__GIVEN INSTRUCTION__
Drop the images; return everything else in the listing below exactly.
-- begin COLLECTED DATA --
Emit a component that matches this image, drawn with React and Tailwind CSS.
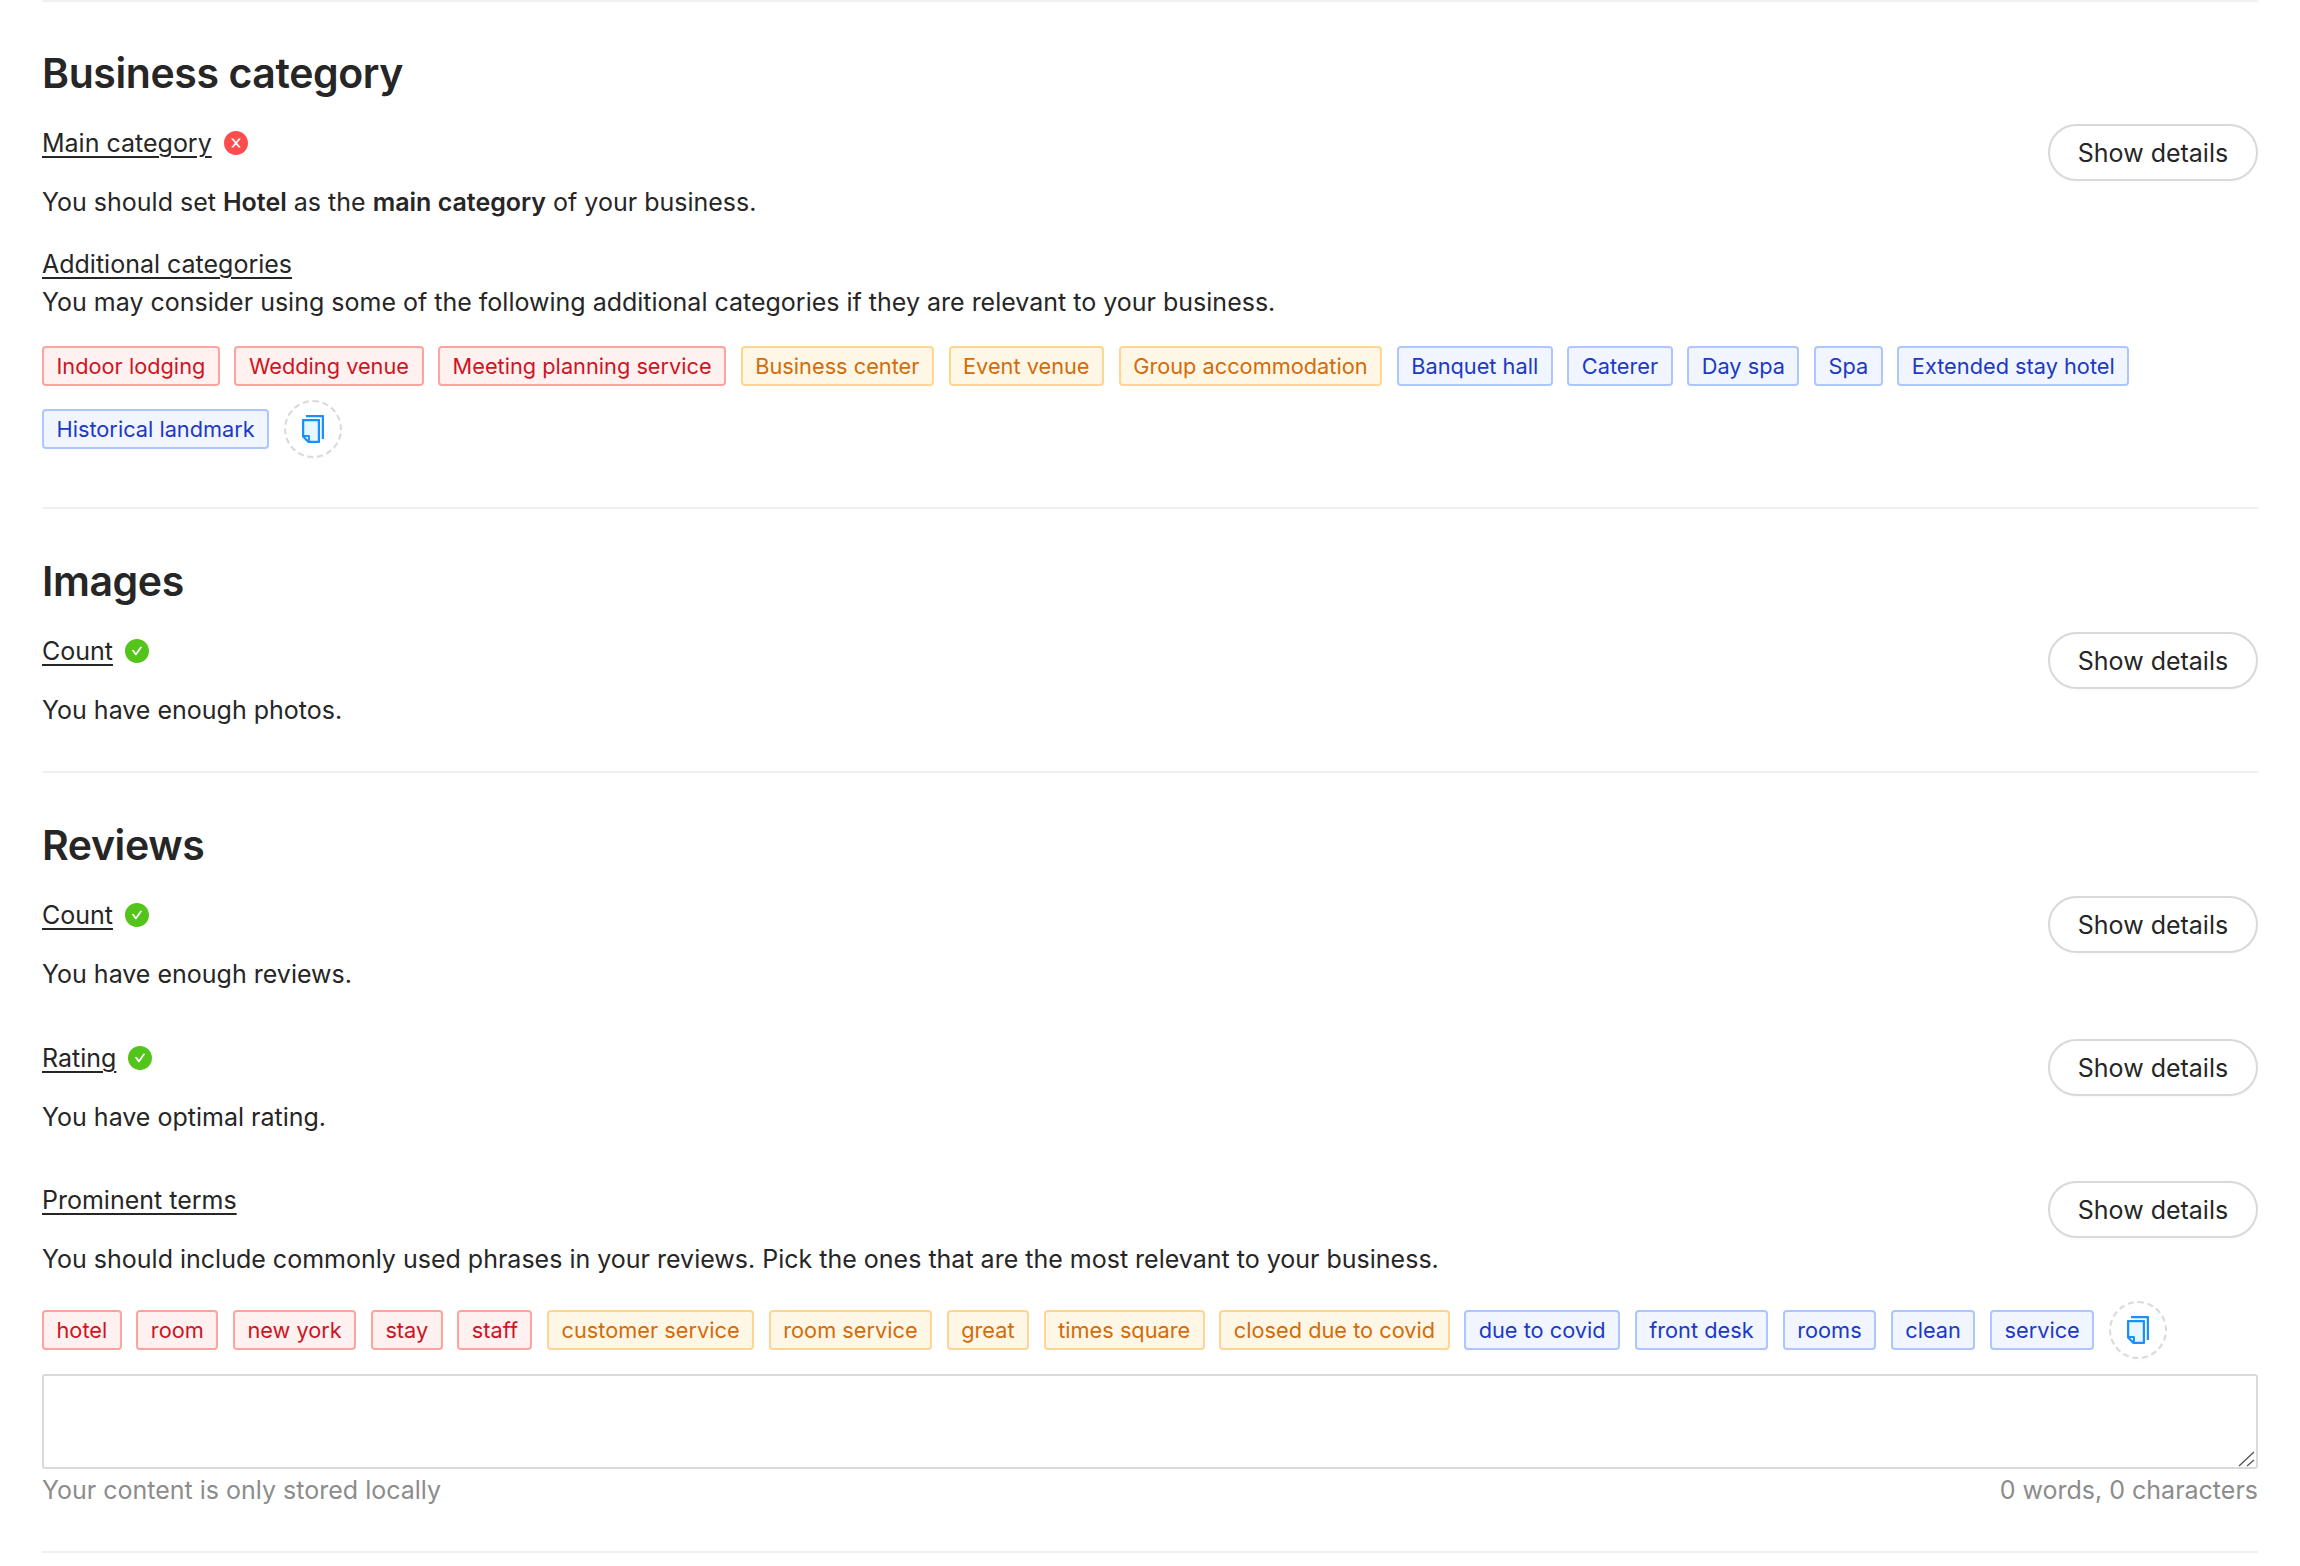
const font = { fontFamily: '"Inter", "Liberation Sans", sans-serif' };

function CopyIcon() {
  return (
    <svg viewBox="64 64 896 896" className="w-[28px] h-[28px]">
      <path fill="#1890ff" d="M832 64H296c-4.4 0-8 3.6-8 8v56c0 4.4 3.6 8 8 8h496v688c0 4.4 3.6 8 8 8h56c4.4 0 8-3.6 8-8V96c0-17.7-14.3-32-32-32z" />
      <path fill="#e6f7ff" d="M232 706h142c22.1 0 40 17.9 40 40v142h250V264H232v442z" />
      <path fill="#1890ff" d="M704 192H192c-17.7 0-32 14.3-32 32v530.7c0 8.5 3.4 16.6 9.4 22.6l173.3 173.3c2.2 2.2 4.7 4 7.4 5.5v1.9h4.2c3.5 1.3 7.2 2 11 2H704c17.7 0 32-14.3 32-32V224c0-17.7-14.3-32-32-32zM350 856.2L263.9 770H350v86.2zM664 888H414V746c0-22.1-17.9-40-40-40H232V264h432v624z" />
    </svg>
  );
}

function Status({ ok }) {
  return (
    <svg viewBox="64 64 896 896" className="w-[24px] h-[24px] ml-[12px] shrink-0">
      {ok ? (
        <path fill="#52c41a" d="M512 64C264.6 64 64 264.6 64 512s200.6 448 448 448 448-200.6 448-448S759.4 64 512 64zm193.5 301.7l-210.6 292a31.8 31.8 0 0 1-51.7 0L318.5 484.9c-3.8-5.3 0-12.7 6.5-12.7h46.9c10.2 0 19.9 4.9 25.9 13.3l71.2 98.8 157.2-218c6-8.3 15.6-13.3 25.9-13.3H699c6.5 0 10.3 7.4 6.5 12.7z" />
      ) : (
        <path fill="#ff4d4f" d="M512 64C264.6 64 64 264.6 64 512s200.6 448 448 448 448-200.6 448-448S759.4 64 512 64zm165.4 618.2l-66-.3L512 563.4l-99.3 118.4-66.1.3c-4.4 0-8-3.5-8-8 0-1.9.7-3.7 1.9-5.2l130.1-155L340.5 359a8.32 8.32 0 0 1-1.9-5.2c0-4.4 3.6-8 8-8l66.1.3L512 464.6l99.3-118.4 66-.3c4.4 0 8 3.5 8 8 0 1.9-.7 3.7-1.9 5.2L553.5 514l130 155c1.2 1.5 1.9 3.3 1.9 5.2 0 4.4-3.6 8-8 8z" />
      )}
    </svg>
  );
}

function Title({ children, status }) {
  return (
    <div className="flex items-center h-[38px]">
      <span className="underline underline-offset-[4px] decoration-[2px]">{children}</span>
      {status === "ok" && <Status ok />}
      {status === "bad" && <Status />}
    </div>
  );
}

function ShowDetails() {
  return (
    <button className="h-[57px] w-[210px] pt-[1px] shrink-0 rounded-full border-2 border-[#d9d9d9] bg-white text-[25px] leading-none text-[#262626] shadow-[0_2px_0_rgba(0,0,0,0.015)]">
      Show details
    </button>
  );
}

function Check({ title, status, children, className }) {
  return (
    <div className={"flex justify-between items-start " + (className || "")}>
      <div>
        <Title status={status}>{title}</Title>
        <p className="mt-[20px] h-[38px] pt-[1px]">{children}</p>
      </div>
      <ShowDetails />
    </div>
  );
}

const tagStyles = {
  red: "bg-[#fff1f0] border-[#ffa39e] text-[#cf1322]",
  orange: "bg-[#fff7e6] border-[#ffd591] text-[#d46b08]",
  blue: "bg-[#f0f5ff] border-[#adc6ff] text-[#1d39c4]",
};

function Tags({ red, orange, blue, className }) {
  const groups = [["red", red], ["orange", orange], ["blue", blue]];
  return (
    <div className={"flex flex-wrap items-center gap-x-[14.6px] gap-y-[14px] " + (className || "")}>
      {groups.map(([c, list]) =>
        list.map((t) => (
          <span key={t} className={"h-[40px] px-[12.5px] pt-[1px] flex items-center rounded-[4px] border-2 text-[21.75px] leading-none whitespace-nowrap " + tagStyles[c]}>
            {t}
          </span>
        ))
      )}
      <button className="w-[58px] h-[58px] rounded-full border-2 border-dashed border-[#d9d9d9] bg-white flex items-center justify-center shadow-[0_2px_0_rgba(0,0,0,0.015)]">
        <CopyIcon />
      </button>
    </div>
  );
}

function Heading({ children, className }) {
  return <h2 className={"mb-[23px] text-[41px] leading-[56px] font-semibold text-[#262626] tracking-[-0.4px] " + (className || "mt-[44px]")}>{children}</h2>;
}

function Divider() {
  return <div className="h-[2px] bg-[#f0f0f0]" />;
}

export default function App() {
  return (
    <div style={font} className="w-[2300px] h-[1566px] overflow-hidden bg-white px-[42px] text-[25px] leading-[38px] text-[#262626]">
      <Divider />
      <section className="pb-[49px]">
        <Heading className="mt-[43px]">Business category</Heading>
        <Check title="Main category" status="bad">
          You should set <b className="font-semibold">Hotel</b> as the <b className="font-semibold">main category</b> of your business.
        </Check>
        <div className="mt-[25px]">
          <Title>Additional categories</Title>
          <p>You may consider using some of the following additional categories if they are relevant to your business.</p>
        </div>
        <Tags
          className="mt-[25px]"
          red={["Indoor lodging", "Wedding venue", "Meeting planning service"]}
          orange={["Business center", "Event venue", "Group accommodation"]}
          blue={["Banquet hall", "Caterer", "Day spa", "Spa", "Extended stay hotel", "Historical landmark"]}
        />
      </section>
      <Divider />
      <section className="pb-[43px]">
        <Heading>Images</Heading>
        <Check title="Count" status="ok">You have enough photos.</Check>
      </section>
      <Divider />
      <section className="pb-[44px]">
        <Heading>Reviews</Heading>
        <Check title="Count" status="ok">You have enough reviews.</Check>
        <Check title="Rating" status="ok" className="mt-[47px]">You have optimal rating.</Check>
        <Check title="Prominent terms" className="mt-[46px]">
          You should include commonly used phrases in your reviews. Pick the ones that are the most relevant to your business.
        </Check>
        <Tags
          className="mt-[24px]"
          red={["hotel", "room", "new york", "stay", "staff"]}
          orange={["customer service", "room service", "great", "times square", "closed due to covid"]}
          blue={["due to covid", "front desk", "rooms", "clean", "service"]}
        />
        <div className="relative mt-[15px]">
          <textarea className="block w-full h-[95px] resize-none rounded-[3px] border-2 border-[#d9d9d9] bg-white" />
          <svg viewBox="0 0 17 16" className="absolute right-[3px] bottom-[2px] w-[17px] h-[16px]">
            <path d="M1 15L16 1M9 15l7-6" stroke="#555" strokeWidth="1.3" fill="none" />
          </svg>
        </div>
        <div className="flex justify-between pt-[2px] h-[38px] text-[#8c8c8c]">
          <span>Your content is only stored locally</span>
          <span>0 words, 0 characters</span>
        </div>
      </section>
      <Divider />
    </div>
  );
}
-- end COLLECTED DATA --
__CORRECT RESULT__
Emit a component that matches this image, drawn with React and Tailwind CSS.
const font = { fontFamily: '"Inter", "Liberation Sans", sans-serif' };

function CopyIcon() {
  return (
    <svg viewBox="64 64 896 896" className="w-[28px] h-[28px]">
      <path fill="#1890ff" d="M832 64H296c-4.4 0-8 3.6-8 8v56c0 4.4 3.6 8 8 8h496v688c0 4.4 3.6 8 8 8h56c4.4 0 8-3.6 8-8V96c0-17.7-14.3-32-32-32z" />
      <path fill="#e6f7ff" d="M232 706h142c22.1 0 40 17.9 40 40v142h250V264H232v442z" />
      <path fill="#1890ff" d="M704 192H192c-17.7 0-32 14.3-32 32v530.7c0 8.5 3.4 16.6 9.4 22.6l173.3 173.3c2.2 2.2 4.7 4 7.4 5.5v1.9h4.2c3.5 1.3 7.2 2 11 2H704c17.7 0 32-14.3 32-32V224c0-17.7-14.3-32-32-32zM350 856.2L263.9 770H350v86.2zM664 888H414V746c0-22.1-17.9-40-40-40H232V264h432v624z" />
    </svg>
  );
}

function Status({ ok }) {
  return (
    <svg viewBox="64 64 896 896" className="w-[24px] h-[24px] ml-[12px] shrink-0">
      {ok ? (
        <path fill="#52c41a" d="M512 64C264.6 64 64 264.6 64 512s200.6 448 448 448 448-200.6 448-448S759.4 64 512 64zm193.5 301.7l-210.6 292a31.8 31.8 0 0 1-51.7 0L318.5 484.9c-3.8-5.3 0-12.7 6.5-12.7h46.9c10.2 0 19.9 4.9 25.9 13.3l71.2 98.8 157.2-218c6-8.3 15.6-13.3 25.9-13.3H699c6.5 0 10.3 7.4 6.5 12.7z" />
      ) : (
        <path fill="#ff4d4f" d="M512 64C264.6 64 64 264.6 64 512s200.6 448 448 448 448-200.6 448-448S759.4 64 512 64zm165.4 618.2l-66-.3L512 563.4l-99.3 118.4-66.1.3c-4.4 0-8-3.5-8-8 0-1.9.7-3.7 1.9-5.2l130.1-155L340.5 359a8.32 8.32 0 0 1-1.9-5.2c0-4.4 3.6-8 8-8l66.1.3L512 464.6l99.3-118.4 66-.3c4.4 0 8 3.5 8 8 0 1.9-.7 3.7-1.9 5.2L553.5 514l130 155c1.2 1.5 1.9 3.3 1.9 5.2 0 4.4-3.6 8-8 8z" />
      )}
    </svg>
  );
}

function Title({ children, status }) {
  return (
    <div className="flex items-center h-[38px]">
      <span className="underline underline-offset-[4px] decoration-[2px]">{children}</span>
      {status === "ok" && <Status ok />}
      {status === "bad" && <Status />}
    </div>
  );
}

function ShowDetails() {
  return (
    <button className="h-[57px] w-[210px] pt-[1px] shrink-0 rounded-full border-2 border-[#d9d9d9] bg-white text-[25px] leading-none text-[#262626] shadow-[0_2px_0_rgba(0,0,0,0.015)]">
      Show details
    </button>
  );
}

function Check({ title, status, children, className }) {
  return (
    <div className={"flex justify-between items-start " + (className || "")}>
      <div>
        <Title status={status}>{title}</Title>
        <p className="mt-[20px] h-[38px] pt-[1px]">{children}</p>
      </div>
      <ShowDetails />
    </div>
  );
}

const tagStyles = {
  red: "bg-[#fff1f0] border-[#ffa39e] text-[#cf1322]",
  orange: "bg-[#fff7e6] border-[#ffd591] text-[#d46b08]",
  blue: "bg-[#f0f5ff] border-[#adc6ff] text-[#1d39c4]",
};

function Tags({ red, orange, blue, className }) {
  const groups = [["red", red], ["orange", orange], ["blue", blue]];
  return (
    <div className={"flex flex-wrap items-center gap-x-[14.6px] gap-y-[14px] " + (className || "")}>
      {groups.map(([c, list]) =>
        list.map((t) => (
          <span key={t} className={"h-[40px] px-[12.5px] pt-[1px] flex items-center rounded-[4px] border-2 text-[21.75px] leading-none whitespace-nowrap " + tagStyles[c]}>
            {t}
          </span>
        ))
      )}
      <button className="w-[58px] h-[58px] rounded-full border-2 border-dashed border-[#d9d9d9] bg-white flex items-center justify-center shadow-[0_2px_0_rgba(0,0,0,0.015)]">
        <CopyIcon />
      </button>
    </div>
  );
}

function Heading({ children, className }) {
  return <h2 className={"mb-[23px] text-[41px] leading-[56px] font-semibold text-[#262626] tracking-[-0.4px] " + (className || "mt-[44px]")}>{children}</h2>;
}

function Divider() {
  return <div className="h-[2px] bg-[#f0f0f0]" />;
}

export default function App() {
  return (
    <div style={font} className="w-[2300px] h-[1566px] overflow-hidden bg-white px-[42px] text-[25px] leading-[38px] text-[#262626]">
      <Divider />
      <section className="pb-[49px]">
        <Heading className="mt-[43px]">Business category</Heading>
        <Check title="Main category" status="bad">
          You should set <b className="font-semibold">Hotel</b> as the <b className="font-semibold">main category</b> of your business.
        </Check>
        <div className="mt-[25px]">
          <Title>Additional categories</Title>
          <p>You may consider using some of the following additional categories if they are relevant to your business.</p>
        </div>
        <Tags
          className="mt-[25px]"
          red={["Indoor lodging", "Wedding venue", "Meeting planning service"]}
          orange={["Business center", "Event venue", "Group accommodation"]}
          blue={["Banquet hall", "Caterer", "Day spa", "Spa", "Extended stay hotel", "Historical landmark"]}
        />
      </section>
      <Divider />
      <section className="pb-[43px]">
        <Heading>Images</Heading>
        <Check title="Count" status="ok">You have enough photos.</Check>
      </section>
      <Divider />
      <section className="pb-[44px]">
        <Heading>Reviews</Heading>
        <Check title="Count" status="ok">You have enough reviews.</Check>
        <Check title="Rating" status="ok" className="mt-[47px]">You have optimal rating.</Check>
        <Check title="Prominent terms" className="mt-[46px]">
          You should include commonly used phrases in your reviews. Pick the ones that are the most relevant to your business.
        </Check>
        <Tags
          className="mt-[24px]"
          red={["hotel", "room", "new york", "stay", "staff"]}
          orange={["customer service", "room service", "great", "times square", "closed due to covid"]}
          blue={["due to covid", "front desk", "rooms", "clean", "service"]}
        />
        <div className="relative mt-[15px]">
          <textarea className="block w-full h-[95px] resize-none rounded-[3px] border-2 border-[#d9d9d9] bg-white" />
          <svg viewBox="0 0 17 16" className="absolute right-[3px] bottom-[2px] w-[17px] h-[16px]">
            <path d="M1 15L16 1M9 15l7-6" stroke="#555" strokeWidth="1.3" fill="none" />
          </svg>
        </div>
        <div className="flex justify-between pt-[2px] h-[38px] text-[#8c8c8c]">
          <span>Your content is only stored locally</span>
          <span>0 words, 0 characters</span>
        </div>
      </section>
      <Divider />
    </div>
  );
}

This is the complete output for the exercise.